若き日の道元を悩ませた疑問は『一切の衆生は皆法性をもち、天然自性身をもつという。それなのに何故に三世の諸仏は信行の志を起こして菩提を求める必要があったのか』ということであった。

私はこれを考える時、老荘の無為自然を取り入れると分かりやすいと思う。若き道元は仏の悟りを無為自然の立場でしか考えていなかった。最終的に到達した境地だけを見れば完全な無為自然であるが、これに至る過程である有為自然が欠けていたのである。天童山で如浄禅師と相見しこれを悟った。正法眼蔵現成公案を読むと『自己をはこびて万法を修証するを迷いとす。万法すすみて自己を修証するは悟りなり。・・・仏道をならうというは自己をならうなり。自己をならうというは自己をわするるなり。自己をわするるというは万法に証せらるるなり』と述べられている。
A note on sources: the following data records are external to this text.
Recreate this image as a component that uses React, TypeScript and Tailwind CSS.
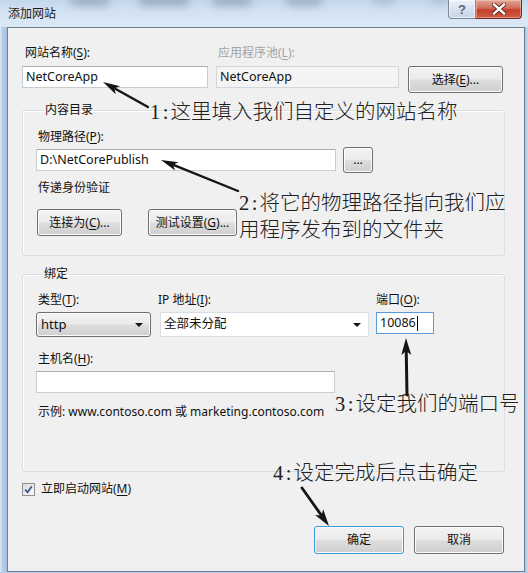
import React from "react";

function Arrow({ x1, y1, x2, y2, len = 17, w = 4.5, sw = 2.4 }: { x1: number; y1: number; x2: number; y2: number; len?: number; w?: number; sw?: number }) {
  const dx = x2 - x1;
  const dy = y2 - y1;
  const L = Math.hypot(dx, dy);
  const ux = dx / L;
  const uy = dy / L;
  const bx = x2 - ux * len;
  const by = y2 - uy * len;
  const px = -uy;
  const py = ux;
  return (
    <g>
      <line x1={x1} y1={y1} x2={bx + ux * 3} y2={by + uy * 3} stroke="#151515" strokeWidth={sw} strokeLinecap="round" />
      <polygon
        points={`${x2},${y2} ${bx + px * w},${by + py * w} ${bx + ux * 4},${by + uy * 4} ${bx - px * w},${by - py * w}`}
        fill="#151515"
      />
    </g>
  );
}

const btn =
  "flex items-center justify-center rounded-[3px] border border-[#707070] bg-[linear-gradient(#f3f3f3_0%,#ebebeb_48%,#dddddd_52%,#cfcfcf_100%)] shadow-[inset_0_0_0_1px_#fbfbfb] text-[12px] text-[#111]";
const input = "h-[22px] border border-[#c9cdd5] border-t-[#abadb3] bg-white flex items-center pl-[3px] text-[12.5px] text-[#111]";

function U({ c }: { c: string }) {
  return <u className="underline underline-offset-[2px] decoration-[1px]">{c}</u>;
}

function Note({ n, text }: { n: string; text: string }) {
  return (
    <span className="whitespace-nowrap">
      <span className="inline-block w-[10.5px] font-['Liberation_Serif',serif]">{n}</span>
      <span className="inline-block w-[10px] text-center font-['Liberation_Serif',serif]">:</span>
      <span>{text}</span>
    </span>
  );
}

export default function App() {
  return (
    <div className="relative w-[528px] h-[573px] overflow-hidden bg-[#b7cfea] font-['Noto_Sans','Noto_Sans_CJK_SC',sans-serif] text-[#111]">
      <div className="flex flex-col h-full">
        {/* title bar */}
        <div className="relative h-[27px] shrink-0 bg-[linear-gradient(#c3d7ec,#d3e3f3_45%,#dbe8f6)] flex items-center pl-[8px]">
          <div className="absolute left-[70px] top-[-6px] w-[40px] h-[12px] rounded-full bg-[#8195aa] opacity-60 blur-[4px]" />
          <div className="absolute left-[138px] top-[-6px] w-[52px] h-[12px] rounded-full bg-[#7e92a8] opacity-60 blur-[4px]" />
          <div className="absolute left-[212px] top-[-6px] w-[40px] h-[12px] rounded-full bg-[#7e92a8] opacity-60 blur-[4px]" />
          <div className="absolute left-[286px] top-[-6px] w-[36px] h-[12px] rounded-full bg-[#8497ab] opacity-60 blur-[4px]" />
          <div className="absolute left-[372px] top-[-6px] w-[22px] h-[10px] rounded-full bg-[#90a2b5] opacity-50 blur-[4px]" />
          <div className="absolute left-[430px] top-[-6px] w-[20px] h-[10px] rounded-full bg-[#90a2b5] opacity-40 blur-[4px]" />
          <span className="relative text-[12px] leading-[16px] text-[#1a1a1a] mt-[1px]">添加网站</span>
          <div className="absolute left-[448px] top-0 w-[28px] h-[19px] rounded-bl-[4px] border border-t-0 border-[#7a8799] bg-[linear-gradient(#edf2f8,#d8e2ee_50%,#c7d4e3)] flex items-center justify-center shadow-[inset_0_0_0_1px_rgba(255,255,255,0.6)]">
            <span className="text-[13px] leading-none font-bold text-[#5a6778] font-['Liberation_Sans',sans-serif]">?</span>
          </div>
          <div className="absolute left-[476px] top-0 w-[46px] h-[19px] rounded-br-[4px] border border-t-0 border-l-0 border-[#6a2a22] bg-[linear-gradient(#e3a596,#d06e5b_45%,#c2402c_55%,#cf5b3f)] flex items-center justify-center shadow-[inset_0_0_0_1px_rgba(255,220,210,0.45)]">
            <svg width="14" height="12" viewBox="0 0 14 12">
              <path d="M2 1.5 L12 10.5 M12 1.5 L2 10.5" stroke="#5a1a14" strokeWidth="4.2" strokeLinecap="square" />
              <path d="M2 1.5 L12 10.5 M12 1.5 L2 10.5" stroke="#ffffff" strokeWidth="2.4" strokeLinecap="square" />
            </svg>
          </div>
        </div>

        {/* body */}
        <div className="flex flex-1 min-h-0">
          <div className="w-[7px] shrink-0 bg-[linear-gradient(90deg,#dfe9f5,#b4cce8_35%,#a7c2e3)]" />
          <div className="w-[518px] shrink-0 border border-[#6e7d8f] bg-[#f0f0f0] flex flex-col pl-[14px] pt-[17px]">
            {/* top row labels */}
            <div className="flex h-[16px] text-[12px] leading-[16px]">
              <div className="w-[194px] pl-[3px]">
                网站名称(<U c="S" />):
              </div>
              <div className="pl-[2px] text-[#a3a3a3]">
                应用程序池(<U c="L" />):
              </div>
            </div>
            <div className="flex items-start mt-[5px]">
              <div className={`${input} w-[186px]`}>NetCoreApp</div>
              <div className="ml-[8px] w-[183px] h-[22px] border border-[#d3d6db] bg-[#f4f4f4] flex items-center pl-[3px] text-[12.5px] text-[#111]">
                NetCoreApp
              </div>
              <div className={`${btn} ml-[9px] w-[95px] h-[27px]`}>
                选择(<U c="E" />)...
              </div>
            </div>

            {/* content dir */}
            <fieldset className="mt-[9px] w-[483px] border border-[#d5dfe5] rounded-[3px] pl-[13px] pt-[11px] pb-[19px] shadow-[inset_1px_1px_0_#ffffff]">
              <legend className="ml-[8px] px-[1px] text-[12px] leading-[16px]">内容目录</legend>
              <div className="ml-[2px] text-[12px] leading-[16px] h-[16px]">
                物理路径(<U c="P" />):
              </div>
              <div className="mt-[2px] flex items-center h-[26px]">
                <div className={`${input} w-[300px]`}>D:\NetCorePublish</div>
                <div className={`${btn} ml-[7px] w-[30px] h-[26px]`}>...</div>
              </div>
              <div className="mt-[7px] ml-[2px] text-[12px] leading-[16px] h-[16px]">传递身份验证</div>
              <div className="mt-[13px] flex">
                <div className={`${btn} ml-[1px] w-[85px] h-[27px]`}>
                  连接为(<U c="C" />)...
                </div>
                <div className={`${btn} ml-[26px] w-[89px] h-[27px]`}>
                  测试设置(<U c="G" />)...
                </div>
              </div>
            </fieldset>

            {/* binding */}
            <fieldset className="mt-[10px] w-[483px] border border-[#d5dfe5] rounded-[3px] pl-[13px] pt-[10px] pb-[51px] shadow-[inset_1px_1px_0_#ffffff]">
              <legend className="ml-[7px] px-[1px] text-[12px] leading-[16px]">绑定</legend>
              <div className="flex h-[16px] text-[12px] leading-[16px]">
                <div className="w-[122px] pl-[2px]">
                  类型(<U c="T" />):
                </div>
                <div className="w-[218px]">
                  IP 地址(<U c="I" />):
                </div>
                <div>
                  端口(<U c="O" />):
                </div>
              </div>
              <div className="mt-[4px] flex items-start">
                <div className={`${btn} !justify-between w-[115px] h-[25px] pl-[4px] pr-[7px] !text-[13px]`}>
                  <span>http</span>
                  <svg width="8" height="4" viewBox="0 0 8 4">
                    <path d="M0 0 H8 L4 4 Z" fill="#111" />
                  </svg>
                </div>
                <div className="ml-[9px] w-[209px] h-[25px] border border-[#dadde2] bg-white flex items-center justify-between pl-[3px] pr-[7px] text-[12.5px]">
                  <span>全部未分配</span>
                  <svg width="8" height="4" viewBox="0 0 8 4">
                    <path d="M0 0 H8 L4 4 Z" fill="#111" />
                  </svg>
                </div>
                <div className="ml-[7px] w-[58px] h-[22px] border border-[#569de5] bg-white flex items-center pl-[3px] text-[12.5px]">
                  <span>10086</span>
                  <span className="w-[1px] h-[15px] bg-black ml-[1px]" />
                </div>
              </div>
              <div className="mt-[14px] ml-[2px] text-[12px] leading-[16px] h-[16px]">
                主机名(<U c="H" />):
              </div>
              <div className={`${input} mt-[4px] w-[299px]`} />
              <div className="mt-[11px] ml-[2px] text-[12px] leading-[16px] h-[16px]">
                示例: www.contoso.com 或 marketing.contoso.com
              </div>
            </fieldset>

            {/* checkbox */}
            <div className="mt-[9px] flex items-center h-[16px]">
              <div className="w-[13px] h-[13px] border border-[#8e8f8f] bg-[linear-gradient(135deg,#dcdcdc,#fbfbfb)] flex items-center justify-center">
                <svg width="9" height="9" viewBox="0 0 9 9">
                  <path d="M1.2 4.6 L3.6 7.2 L7.8 1.2" stroke="#3d5a92" strokeWidth="1.8" fill="none" />
                </svg>
              </div>
              <span className="ml-[6px] text-[12px] leading-[16px]">
                立即启动网站(<U c="M" />)
              </span>
            </div>

            {/* buttons */}
            <div className="mt-[29px] flex justify-end pr-[20px]">
              <div className={`${btn} w-[90px] h-[28px] !border-[#3c9ad8] shadow-[inset_0_0_0_1px_#7fdcf8]`}>确定</div>
              <div className={`${btn} ml-[10px] w-[90px] h-[28px]`}>取消</div>
            </div>
          </div>
          <div className="flex-1 bg-[linear-gradient(90deg,#a7c2e3,#c9dbef)]" />
        </div>
        <div className="h-[1px] shrink-0 bg-[#b7cfea]" />
      </div>

      {/* annotations */}
      <svg className="absolute left-0 top-0 pointer-events-none" width="528" height="573">
        <Arrow x1={148} y1={107} x2={103} y2={82} />
        <Arrow x1={238} y1={191} x2={161} y2={160} />
        <Arrow x1={407} y1={395} x2={406} y2={338} sw={3} w={5} />
        <Arrow x1={302} y1={488} x2={329} y2={526} sw={2.8} w={5} />
      </svg>
      <div className="absolute left-[150px] top-[100px] text-[20.5px] leading-[21px] text-[#202020] font-['Noto_Sans_CJK_SC',sans-serif] font-light">
        <Note n="1" text="这里填入我们自定义的网站名称" />
      </div>
      <div className="absolute left-[239px] top-[189px] text-[20.5px] leading-[25px] text-[#202020] font-['Noto_Sans_CJK_SC',sans-serif] font-light">
        <div>
          <Note n="2" text="将它的物理路径指向我们应" />
        </div>
        <div>用程序发布到的文件夹</div>
      </div>
      <div className="absolute left-[335px] top-[392px] text-[20.5px] leading-[21px] text-[#202020] font-['Noto_Sans_CJK_SC',sans-serif] font-light">
        <Note n="3" text="设定我们的端口号" />
      </div>
      <div className="absolute left-[273px] top-[461px] text-[20.5px] leading-[21px] text-[#202020] font-['Noto_Sans_CJK_SC',sans-serif] font-light">
        <Note n="4" text="设定完成后点击确定" />
      </div>
    </div>
  );
}
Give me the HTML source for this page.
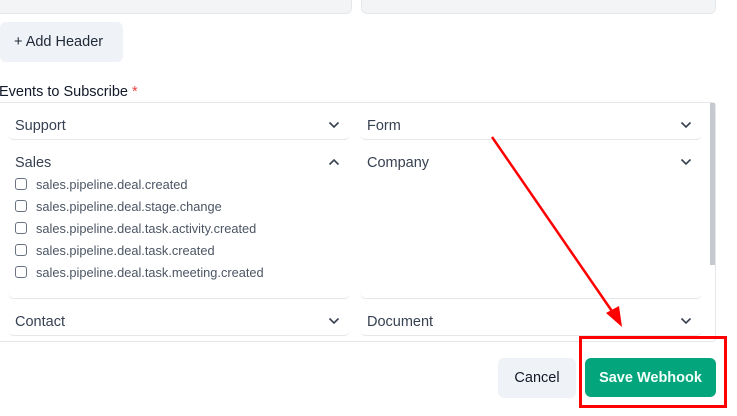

即ち人為の主体である自己の力によって万法を明らかにしようとするのは迷いであり、万法の方から自己が照らし出されるのが悟りである。作為の主体である自己を忘れ万法の光に照らされるという受け身の境地になった時はじめて悟りがあらわれる。これは完全な主体性の放棄であり無為自然の境地である。

禅宗を自力道だというのはその仏道を習う為の只管打坐の地点をとらえてのことであり、只管打坐の結果得られる境地は他力道(老子、荘子、親鸞)と区別のないものとなる。更に道元は自力を捨てた時、即ち『ただわが身をも心をもはなちわすれて仏の家になげいれて、仏のかたよりおこなはれて、これにしたがひもてゆくとき、ちからもいれず、心もつひやさずして、生死をはなれ仏となる』(現成公案生死)と言い救いは向こうから迎えに来るという。道元がこの境地に達するまでには血のにじむ精進、努力があったと思う。この意味で有為自然。この有為自然を経て無為自然にたどりついた。

一方、他力道といわれる浄土真宗親鸞の中心思想である『自然法璽』について少し述べる。親鸞の『自然法璽』の用語は直接にはその師法然の『法璽道理』から導かれたものと思われる。(法然「語燈録」より)親鸞は『末燈抄』で『自然法璽』を定義している。即ち『自然というのは、自はおのずからといふ、行者のはからひにあらず、しからしむといふ言葉なり。然といふは、しからしむといふことば、行者のはからひにあらず、如来のちかひにてあるがゆえに。法璽といふは、この如来の御ちかひなるがゆえに、しからしむるを法璽といふ。・・・すべてはじめてはからはざるなり。このゆえに他力には義なきを義とすとしるべしとなり。自然といふはもとよりしからしむといふことばなり。弥陀の御ちかひの、もとより行者のはからひにあらずして、南無阿弥陀仏とたのませたまひて、むかへむとはからせたまひたるによりて、行者のよからむとも、あしからむともおもはぬを、自然とはまうすぞとききて候』と。

つまり、『自然法璽』とは、自分の力で仏になろうとしたり、善行を積んで仏に救われようとしたりする人為(はからい)を捨て、ひたすら仏の願力に身を委

ねることである。救いの力を仏という他者に求めるのであるから他力と呼ぶにふさわしい。歎異抄に『わがはからはざるを自然ともうすなり。これすなわち他力にまします』とある。

『自然法璽』の考え方は、そのまま老、荘の無為自然に通ずる。浄土真宗の人々は真宗の生命は信仰、信心、にあると強調する。さすれば弥陀の名号をひたすらに唱えるその行為は有意自然となり、禅における只管他打坐と何ら変わらないこととなる。浄土真宗もまた、無為自然の境地に達するには有意自然を経なければならない。この意味において、私は禅を自力道、真宗を他力道とする見方は表面的に過ぎると思う。

老子、荘子に出てくる「自然」にもいろいろな自然がある。無因自然、無為自然、虚無自然、無差別自然、運命自然、理教自然、本性自然、有意自然。「自然」とは何か、興味のある人は、老子、荘子を読まれるとよい。